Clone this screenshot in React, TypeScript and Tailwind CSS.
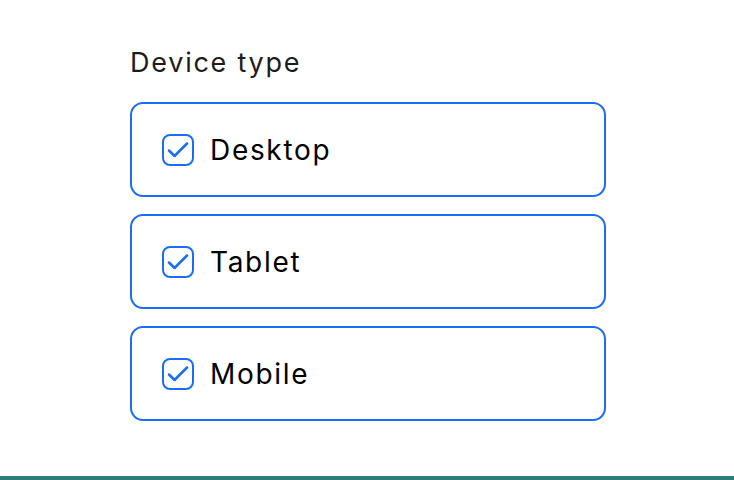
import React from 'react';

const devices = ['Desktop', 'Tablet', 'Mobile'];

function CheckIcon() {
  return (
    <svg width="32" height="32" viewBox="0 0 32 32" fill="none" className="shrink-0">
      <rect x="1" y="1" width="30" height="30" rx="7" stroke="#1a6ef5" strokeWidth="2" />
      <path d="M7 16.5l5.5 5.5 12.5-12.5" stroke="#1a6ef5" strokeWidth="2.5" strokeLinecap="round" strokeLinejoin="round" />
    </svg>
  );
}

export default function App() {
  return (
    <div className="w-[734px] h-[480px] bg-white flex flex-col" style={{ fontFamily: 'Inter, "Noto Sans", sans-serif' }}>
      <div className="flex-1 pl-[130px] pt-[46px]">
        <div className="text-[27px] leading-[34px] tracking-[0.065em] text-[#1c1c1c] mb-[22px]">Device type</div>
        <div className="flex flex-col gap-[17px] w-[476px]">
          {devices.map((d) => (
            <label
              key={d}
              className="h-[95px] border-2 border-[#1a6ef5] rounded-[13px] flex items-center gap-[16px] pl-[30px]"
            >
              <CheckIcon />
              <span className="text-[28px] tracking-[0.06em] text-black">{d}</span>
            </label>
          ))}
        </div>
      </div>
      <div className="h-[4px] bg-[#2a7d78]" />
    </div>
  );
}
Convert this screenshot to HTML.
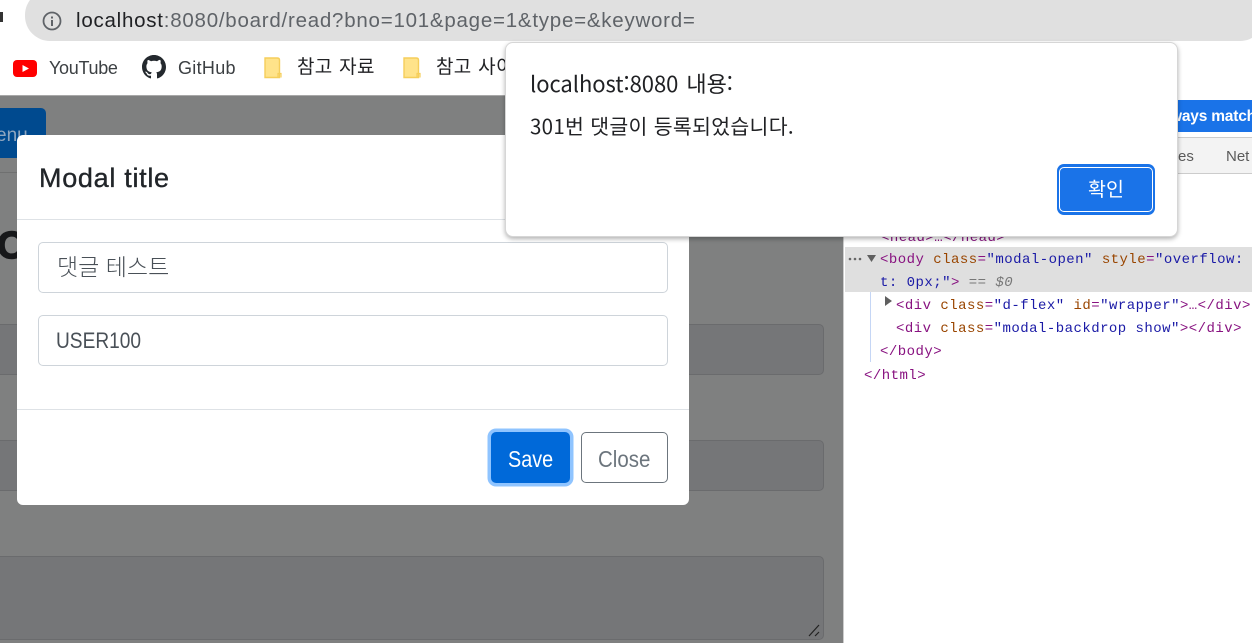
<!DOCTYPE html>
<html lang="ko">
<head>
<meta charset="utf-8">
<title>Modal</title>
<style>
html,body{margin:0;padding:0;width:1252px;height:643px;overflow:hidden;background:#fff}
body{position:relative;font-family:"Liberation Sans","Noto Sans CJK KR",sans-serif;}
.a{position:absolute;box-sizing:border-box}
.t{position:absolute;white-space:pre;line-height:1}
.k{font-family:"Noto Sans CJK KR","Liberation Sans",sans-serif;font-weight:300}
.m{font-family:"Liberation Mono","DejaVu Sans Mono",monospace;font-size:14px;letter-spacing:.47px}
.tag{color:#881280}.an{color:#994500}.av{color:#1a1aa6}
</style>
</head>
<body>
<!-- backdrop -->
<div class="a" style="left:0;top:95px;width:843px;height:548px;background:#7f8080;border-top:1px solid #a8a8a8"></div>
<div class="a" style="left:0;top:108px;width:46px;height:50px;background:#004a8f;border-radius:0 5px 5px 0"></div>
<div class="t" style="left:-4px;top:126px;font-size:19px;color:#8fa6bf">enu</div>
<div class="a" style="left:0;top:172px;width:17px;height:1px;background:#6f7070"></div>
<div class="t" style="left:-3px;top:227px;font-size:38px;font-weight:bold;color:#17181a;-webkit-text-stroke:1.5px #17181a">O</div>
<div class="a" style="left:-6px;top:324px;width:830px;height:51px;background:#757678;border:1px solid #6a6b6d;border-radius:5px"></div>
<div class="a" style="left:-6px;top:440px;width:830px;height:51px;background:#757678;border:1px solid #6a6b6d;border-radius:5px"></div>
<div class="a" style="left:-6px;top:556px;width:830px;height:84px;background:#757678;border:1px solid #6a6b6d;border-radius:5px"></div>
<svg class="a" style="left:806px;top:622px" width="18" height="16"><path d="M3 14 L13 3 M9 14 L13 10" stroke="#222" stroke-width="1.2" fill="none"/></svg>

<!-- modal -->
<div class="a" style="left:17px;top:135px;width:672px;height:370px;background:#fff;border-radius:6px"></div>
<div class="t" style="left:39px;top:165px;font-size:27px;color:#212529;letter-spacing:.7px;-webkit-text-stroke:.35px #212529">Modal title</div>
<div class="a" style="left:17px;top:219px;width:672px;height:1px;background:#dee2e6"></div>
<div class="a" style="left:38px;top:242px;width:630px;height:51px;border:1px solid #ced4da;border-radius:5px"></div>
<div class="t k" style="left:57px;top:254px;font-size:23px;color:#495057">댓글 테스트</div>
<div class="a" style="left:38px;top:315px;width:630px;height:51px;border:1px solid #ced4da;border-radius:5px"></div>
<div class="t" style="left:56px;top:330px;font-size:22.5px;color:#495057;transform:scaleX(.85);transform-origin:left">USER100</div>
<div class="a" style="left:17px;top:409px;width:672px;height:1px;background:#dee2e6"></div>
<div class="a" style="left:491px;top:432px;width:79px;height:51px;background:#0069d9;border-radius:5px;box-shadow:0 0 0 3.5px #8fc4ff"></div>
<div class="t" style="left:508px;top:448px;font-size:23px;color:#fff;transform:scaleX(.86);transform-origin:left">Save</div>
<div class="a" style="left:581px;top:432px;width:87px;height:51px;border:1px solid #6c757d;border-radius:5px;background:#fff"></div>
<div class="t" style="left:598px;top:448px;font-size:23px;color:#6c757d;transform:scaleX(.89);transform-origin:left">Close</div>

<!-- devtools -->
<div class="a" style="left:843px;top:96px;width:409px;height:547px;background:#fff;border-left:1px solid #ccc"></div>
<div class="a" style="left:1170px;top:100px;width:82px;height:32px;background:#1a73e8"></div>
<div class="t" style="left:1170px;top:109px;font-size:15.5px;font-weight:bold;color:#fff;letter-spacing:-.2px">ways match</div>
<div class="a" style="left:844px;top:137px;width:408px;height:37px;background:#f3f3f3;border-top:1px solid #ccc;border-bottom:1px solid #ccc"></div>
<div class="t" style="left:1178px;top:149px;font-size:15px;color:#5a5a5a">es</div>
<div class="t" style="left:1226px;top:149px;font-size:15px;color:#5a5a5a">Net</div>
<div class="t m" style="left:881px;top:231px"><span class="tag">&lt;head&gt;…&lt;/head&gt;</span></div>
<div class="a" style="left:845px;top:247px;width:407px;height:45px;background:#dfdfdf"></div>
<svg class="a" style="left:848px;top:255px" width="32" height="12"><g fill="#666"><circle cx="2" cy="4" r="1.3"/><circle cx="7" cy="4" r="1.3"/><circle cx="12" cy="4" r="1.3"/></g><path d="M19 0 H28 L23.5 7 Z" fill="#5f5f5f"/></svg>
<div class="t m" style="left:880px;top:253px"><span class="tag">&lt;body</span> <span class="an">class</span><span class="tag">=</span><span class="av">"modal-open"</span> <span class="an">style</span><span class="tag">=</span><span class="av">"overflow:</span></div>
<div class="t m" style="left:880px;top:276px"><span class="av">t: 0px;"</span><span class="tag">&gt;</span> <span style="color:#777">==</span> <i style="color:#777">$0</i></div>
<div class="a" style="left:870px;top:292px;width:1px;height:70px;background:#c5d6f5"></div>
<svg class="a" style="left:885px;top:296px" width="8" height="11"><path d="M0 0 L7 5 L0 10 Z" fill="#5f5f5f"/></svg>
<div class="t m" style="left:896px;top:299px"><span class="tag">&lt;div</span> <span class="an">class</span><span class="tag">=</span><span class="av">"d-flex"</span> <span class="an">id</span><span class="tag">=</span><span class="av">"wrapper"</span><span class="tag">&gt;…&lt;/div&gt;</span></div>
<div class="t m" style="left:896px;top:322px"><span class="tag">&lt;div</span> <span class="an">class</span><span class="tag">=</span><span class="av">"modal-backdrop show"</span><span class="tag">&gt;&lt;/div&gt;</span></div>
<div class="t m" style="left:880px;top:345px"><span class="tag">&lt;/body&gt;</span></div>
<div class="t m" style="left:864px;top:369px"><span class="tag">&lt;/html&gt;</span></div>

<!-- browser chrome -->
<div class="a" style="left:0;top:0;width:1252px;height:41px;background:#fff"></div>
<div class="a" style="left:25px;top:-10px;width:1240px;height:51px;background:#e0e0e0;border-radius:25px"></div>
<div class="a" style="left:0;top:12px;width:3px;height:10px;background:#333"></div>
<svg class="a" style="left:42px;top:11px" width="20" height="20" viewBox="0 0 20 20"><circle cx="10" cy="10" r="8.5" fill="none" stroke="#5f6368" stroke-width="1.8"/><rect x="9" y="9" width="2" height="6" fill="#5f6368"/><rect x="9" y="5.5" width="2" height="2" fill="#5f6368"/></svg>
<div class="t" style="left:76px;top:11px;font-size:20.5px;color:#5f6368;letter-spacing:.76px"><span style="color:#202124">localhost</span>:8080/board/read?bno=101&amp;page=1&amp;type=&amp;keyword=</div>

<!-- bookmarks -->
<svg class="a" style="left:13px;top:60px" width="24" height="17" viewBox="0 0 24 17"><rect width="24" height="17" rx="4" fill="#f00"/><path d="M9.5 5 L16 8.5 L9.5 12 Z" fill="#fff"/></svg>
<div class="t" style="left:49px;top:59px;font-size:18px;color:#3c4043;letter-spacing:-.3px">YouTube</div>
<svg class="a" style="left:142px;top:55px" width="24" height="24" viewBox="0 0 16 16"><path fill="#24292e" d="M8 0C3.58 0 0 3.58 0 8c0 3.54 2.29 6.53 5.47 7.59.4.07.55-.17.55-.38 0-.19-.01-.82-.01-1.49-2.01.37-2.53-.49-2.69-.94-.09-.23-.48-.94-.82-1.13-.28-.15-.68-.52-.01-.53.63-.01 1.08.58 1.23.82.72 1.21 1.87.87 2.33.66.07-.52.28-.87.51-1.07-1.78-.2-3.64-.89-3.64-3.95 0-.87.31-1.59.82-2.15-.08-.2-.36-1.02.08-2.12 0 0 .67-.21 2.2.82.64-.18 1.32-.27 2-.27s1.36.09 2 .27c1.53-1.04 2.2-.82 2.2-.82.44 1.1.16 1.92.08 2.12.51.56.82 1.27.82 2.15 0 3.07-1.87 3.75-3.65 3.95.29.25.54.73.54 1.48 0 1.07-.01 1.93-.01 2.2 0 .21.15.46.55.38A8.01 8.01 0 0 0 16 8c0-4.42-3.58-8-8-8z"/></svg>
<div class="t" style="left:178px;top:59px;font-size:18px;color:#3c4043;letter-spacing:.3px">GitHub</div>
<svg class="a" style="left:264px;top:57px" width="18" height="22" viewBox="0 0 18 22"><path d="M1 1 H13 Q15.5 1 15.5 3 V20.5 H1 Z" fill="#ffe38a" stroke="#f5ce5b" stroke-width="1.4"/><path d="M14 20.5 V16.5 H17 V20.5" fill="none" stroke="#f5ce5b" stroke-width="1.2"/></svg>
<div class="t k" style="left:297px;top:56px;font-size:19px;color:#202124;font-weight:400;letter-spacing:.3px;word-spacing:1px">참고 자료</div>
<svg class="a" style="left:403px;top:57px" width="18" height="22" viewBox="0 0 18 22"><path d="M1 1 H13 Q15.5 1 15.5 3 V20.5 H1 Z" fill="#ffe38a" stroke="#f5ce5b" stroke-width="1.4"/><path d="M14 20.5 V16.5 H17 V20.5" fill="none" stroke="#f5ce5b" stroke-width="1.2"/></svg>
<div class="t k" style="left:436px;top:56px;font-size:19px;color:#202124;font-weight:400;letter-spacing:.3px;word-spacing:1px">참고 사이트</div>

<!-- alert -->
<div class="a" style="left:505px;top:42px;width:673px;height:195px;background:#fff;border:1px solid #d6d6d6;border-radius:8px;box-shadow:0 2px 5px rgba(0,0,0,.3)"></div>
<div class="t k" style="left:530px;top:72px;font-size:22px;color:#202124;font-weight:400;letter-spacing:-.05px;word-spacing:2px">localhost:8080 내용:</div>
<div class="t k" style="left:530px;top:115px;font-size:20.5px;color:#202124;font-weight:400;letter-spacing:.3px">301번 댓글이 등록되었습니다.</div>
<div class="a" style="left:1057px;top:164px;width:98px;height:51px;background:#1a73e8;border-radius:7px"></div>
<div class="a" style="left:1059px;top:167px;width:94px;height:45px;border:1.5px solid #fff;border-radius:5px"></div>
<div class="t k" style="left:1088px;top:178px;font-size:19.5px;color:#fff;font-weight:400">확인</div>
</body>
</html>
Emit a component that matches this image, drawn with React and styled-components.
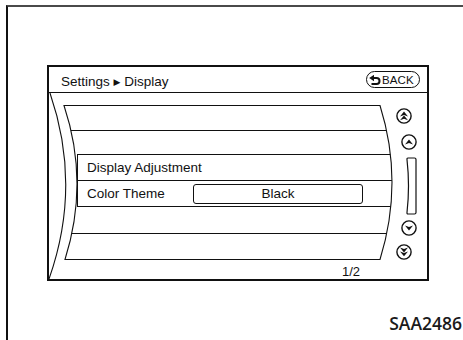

WORK TO DO
Please reproduce the listing exactly from its opening line through the line that contains "const devices = ['Desktop', 'Tablet', 'Mobile'];", both included, with all pictures omitted.

RESPONSE TO THE EXERCISE
Clone this screenshot in React, TypeScript and Tailwind CSS.
import React from 'react';

const devices = ['Desktop', 'Tablet', 'Mobile'];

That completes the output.